Driving Force Behind Quicksilver Messenger Service Dies at 72:
’Mr. Duncan’s jazz-rooted improvisations and his intricate interplay with the guitarist John Cipollina were crucial elements in Quicksilver Messenger Service’s eclectic chemistry. Although Mr. Cipollina, who died in 1989, was nominally the lead guitarist and Mr. Duncan played rhythm, they constantly traded and blurred those roles.
David Freiberg, the band’s original bassist, called Mr. Duncan Quicksilver’s “engine.” “He was what was holding the band together,” Mr. Freiberg said in an interview. “If he was there, it would work.

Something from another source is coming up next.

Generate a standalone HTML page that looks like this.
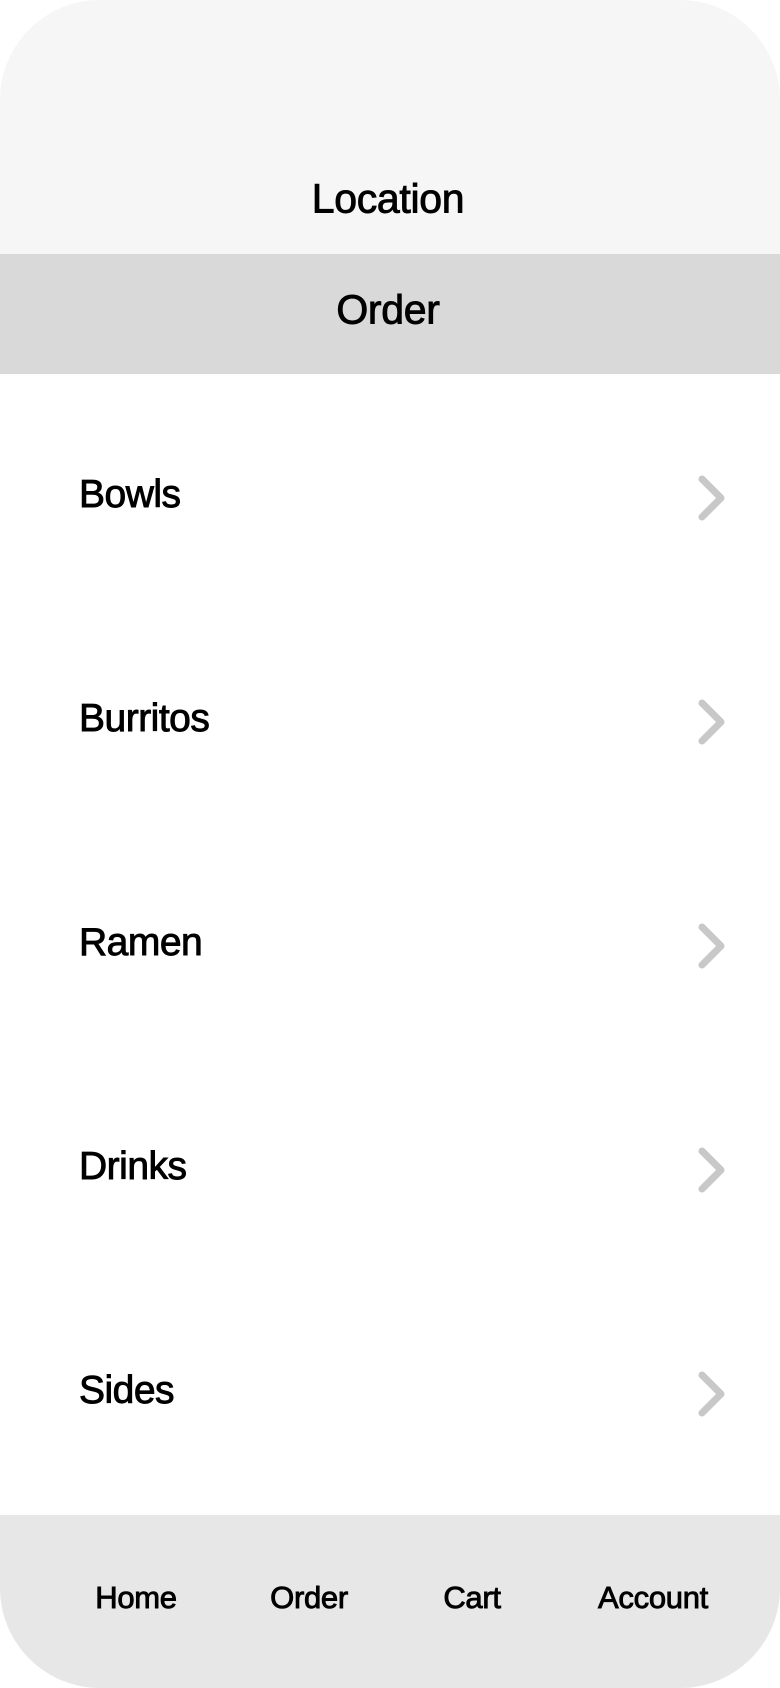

If he wasn’t, it wouldn’t.”…’
Via The New York Times
In their heyday prior to getting more poppy in the ’70’s, Quicksilver was the hidden gem in the San Francisco psychedelic holy trinity along with the better-known and longer-lived Grateful Dead and Jefferson Airplane. I have always been wistful that I never got to see them perform their intricate ‘snake music’ live (they were not at Woodstock, unlike the Dead and the Airplane). I could listen to the ecstatic sinuous interweave between Cipollina and Duncan forever. My commute to work lasts almost exactly long enough to play the “Who Do You Love?” suite from “Happy Trails” start to finish.